Notes: - The binary must match the core exactly (same build, same flags). - Stripped binaries debug poorly even with a core — keep an un-stripped copy or DWARF sidecar for production builds you might need to debug. - Cores are read-only: no continue, no next. Only inspection.

7. Delve vs pprof vs logging — choosing the tool¶

Question	Best tool
"Why is this goroutine stuck right now?"	`dlv attach` or `dlv core` + `goroutines`
"Where is my CPU going?"	`pprof` CPU profile
"Where is my memory going?"	`pprof` heap profile
"What happened in this 5-second slow request?"	`runtime/trace`
"What did the program do in production yesterday?"	Logs / traces / metrics
"What was in this variable at the moment of the crash?"	`dlv core`
"Why does this test fail intermittently?"	`dlv test --backend=rr` (record, then explore)

Delve is precision: it shows you the exact state of a paused program. pprof is aggregate: it shows where time/memory go across many calls.

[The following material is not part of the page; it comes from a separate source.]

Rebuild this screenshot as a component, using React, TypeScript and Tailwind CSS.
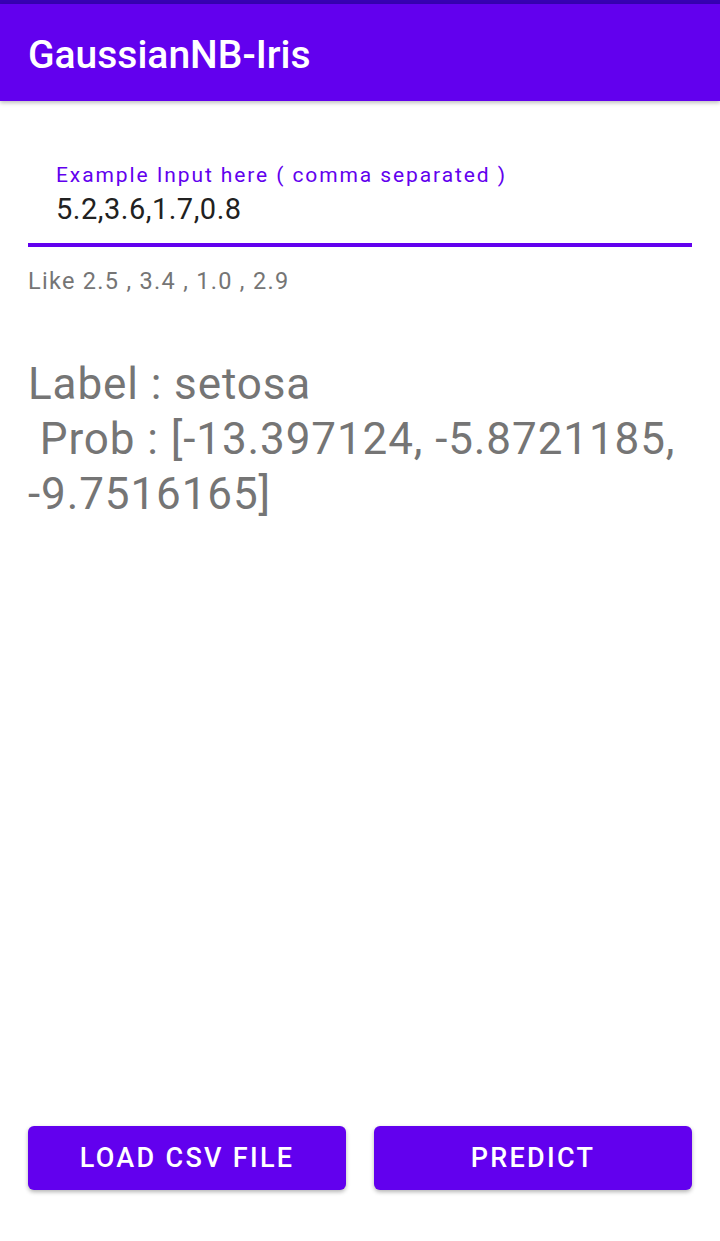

Logging is history: it shows what happened. Use the right one; reaching for Delve first when pprof would answer the question wastes hours.

8. Race detector and sanitizers under Delve¶

-race instruments memory accesses and reports a stack on the first race. Combined with Delve:

dlv debug --build-flags='-race' ./cmd/server

When the race detector reports a stack, set a breakpoint at the offending line and run again. Race reports are non-deterministic — re-running may not hit the same race. The rr backend is the cure: record one execution that does race, then reverse-step from the race report into the conflicting access.

-msan/-asan need cgo + matching libclang, and are mostly useful for cgo-heavy code. They work the same way under --build-flags.

9. Summary¶

Senior Delve usage is about when and how — debug binaries built with -gcflags='all=-N -l', headless mode for remote and CI workflows, containers with SYS_PTRACE, rr backend for record-and-replay on Linux, and dlv core for post-mortem. In production, prefer pprof/tracing/logging first and reach for dlv attach only with a plan to detach. Pick the tool that matches the question; Delve is precision, not coverage.